I think it’s also related to something that I’ve touched on before, the idea that good musicians got where they are on talent alone. As if there is some magical force that makes a person suddenly be able to shred guitar and compose music. But as Harry Potter learns his first day of school there is a lot more to it than just having magic and waving your arms.  I talk to so many people that quit music because they weren’t “naturally talented enough”, this thought process negates the large amount of hard work and discipline required to master an instrument(s) and learn to compose. I don’t think most non-musicians truly appreciate what it takes to spend tens of thousands of hours by yourself in a room repeating the same patterns over and over until you’ve mastered them (then again to reinforce them).  So not only can they not empathize as in the case with a bartender, they really can’t even sympathize.

This also swings me over to the idea that being a musician isn’t a “real job”.  Besides the point about people truly,not understanding how much work is required to make good sounding music, music is a career you get into for love. Sadly, many have decided that it is impossible for them to do what they love for a living and I think deep, deep down they don’t think musicians deserve to get paid for doing what they love because they have decided they themselves can’t do what they love.  I don’t think malcontent is meant but I think this is a major, rarely talked about point. Personally, I think that if someone can make a living off of “pet rocks” than anything is possible and people should stop selling themselves short, but this is a conversation for another time.

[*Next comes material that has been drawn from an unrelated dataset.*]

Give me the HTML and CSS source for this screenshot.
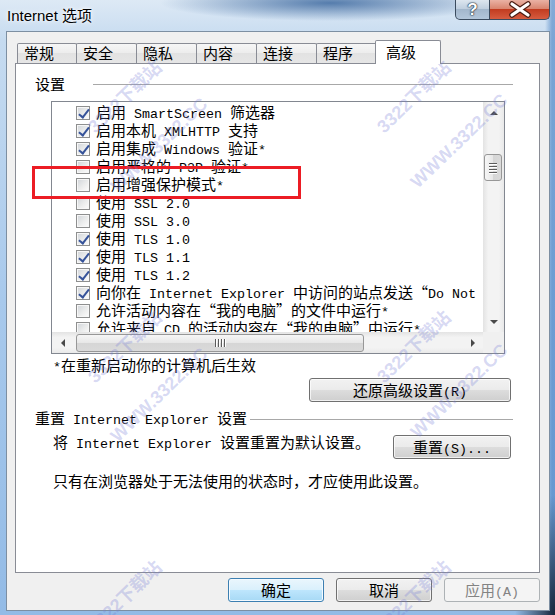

Now another, less noble reason I think people don’t want to pay for music is it’s so easy to steal!  Not only physically but it is more or less socially acceptable to steal music. If it was considered common practice to steal drinks from bars, and the chances of being caught and having to face consequences were as low as they are in with the music industry, I assure you more people would steal drinks from bars.  I’ve also heard the argument that “music is too expensive” but honestly people find ways to pay for overpriced food, booze and entertainment such as tv sports packages, video games, movies and television just fine.

So in the end, I think it all comes down to social psychology.  I’m no psychologist but this is what my observations tell me. What can we do to change this paradigm of the starving artist? I don’t know but I’m open for suggestions.